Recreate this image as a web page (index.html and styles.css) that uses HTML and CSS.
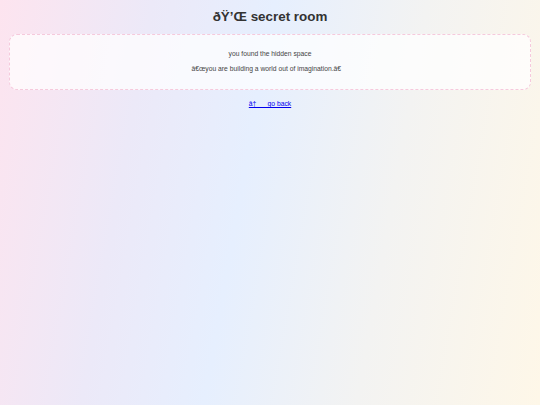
FILE: index.html
```html
<!DOCTYPE html>
<html>
<head>
<meta charset="utf-8">
<link rel="stylesheet" href="styles.css">
</head>
<body>
<h1 class="title">ðŸ’Œ secret room</h1>
<div class="card">
<p class="line">you found the hidden space</p>
<p class="line">â€œyou are building a world out of imagination.â€&nbsp;&nbsp;&nbsp;&nbsp;</p>
</div>
<div class="back"><a class="back-link" href="#">â†&nbsp;&nbsp;&nbsp;&nbsp;&nbsp;&nbsp;go back</a></div>
</body>
</html>
```
FILE: styles.css
```css
html {
  height: 100%;
}
body {
  margin: 0;
  min-height: 100%;
  padding: 0 9px;
  box-sizing: border-box;
  font-family: "Liberation Sans", Arial, sans-serif;
  background: linear-gradient(100deg, #fde4ef 0%, #ece9f8 25%, #e6effe 45%, #f3f3f2 70%, #fef7e8 100%);
  text-align: center;
}
.title {
  margin: 0;
  padding: 9px 0 10px;
  font-size: 13.4px;
  line-height: 15px;
  font-weight: bold;
  color: #333;
}
.card {
  border: 1px dashed #f6c9dc;
  border-radius: 8px;
  background: rgba(255, 255, 255, 0.72);
  padding: 8px 0 9px;
}
.line {
  margin: 7px 0;
  font-size: 6.75px;
  line-height: 8px;
  color: #444;
}
.back {
  margin-top: 10px;
  font-size: 6.75px;
  line-height: 8px;
}
.back-link {
  color: #0000ee;
}
```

══════════════════════════════

> [EXERCISE]: Copy the listing word for word, excluding its pictures.

> [COMPLETED EXERCISE]:
Recreate this image as a web page (index.html and styles.css) that uses HTML and CSS.
FILE: index.html
```html
<!DOCTYPE html>
<html>
<head>
<meta charset="utf-8">
<link rel="stylesheet" href="styles.css">
</head>
<body>
<h1 class="title">ðŸ’Œ secret room</h1>
<div class="card">
<p class="line">you found the hidden space</p>
<p class="line">â€œyou are building a world out of imagination.â€&nbsp;&nbsp;&nbsp;&nbsp;</p>
</div>
<div class="back"><a class="back-link" href="#">â†&nbsp;&nbsp;&nbsp;&nbsp;&nbsp;&nbsp;go back</a></div>
</body>
</html>
```
FILE: styles.css
```css
html {
  height: 100%;
}
body {
  margin: 0;
  min-height: 100%;
  padding: 0 9px;
  box-sizing: border-box;
  font-family: "Liberation Sans", Arial, sans-serif;
  background: linear-gradient(100deg, #fde4ef 0%, #ece9f8 25%, #e6effe 45%, #f3f3f2 70%, #fef7e8 100%);
  text-align: center;
}
.title {
  margin: 0;
  padding: 9px 0 10px;
  font-size: 13.4px;
  line-height: 15px;
  font-weight: bold;
  color: #333;
}
.card {
  border: 1px dashed #f6c9dc;
  border-radius: 8px;
  background: rgba(255, 255, 255, 0.72);
  padding: 8px 0 9px;
}
.line {
  margin: 7px 0;
  font-size: 6.75px;
  line-height: 8px;
  color: #444;
}
.back {
  margin-top: 10px;
  font-size: 6.75px;
  line-height: 8px;
}
.back-link {
  color: #0000ee;
}
```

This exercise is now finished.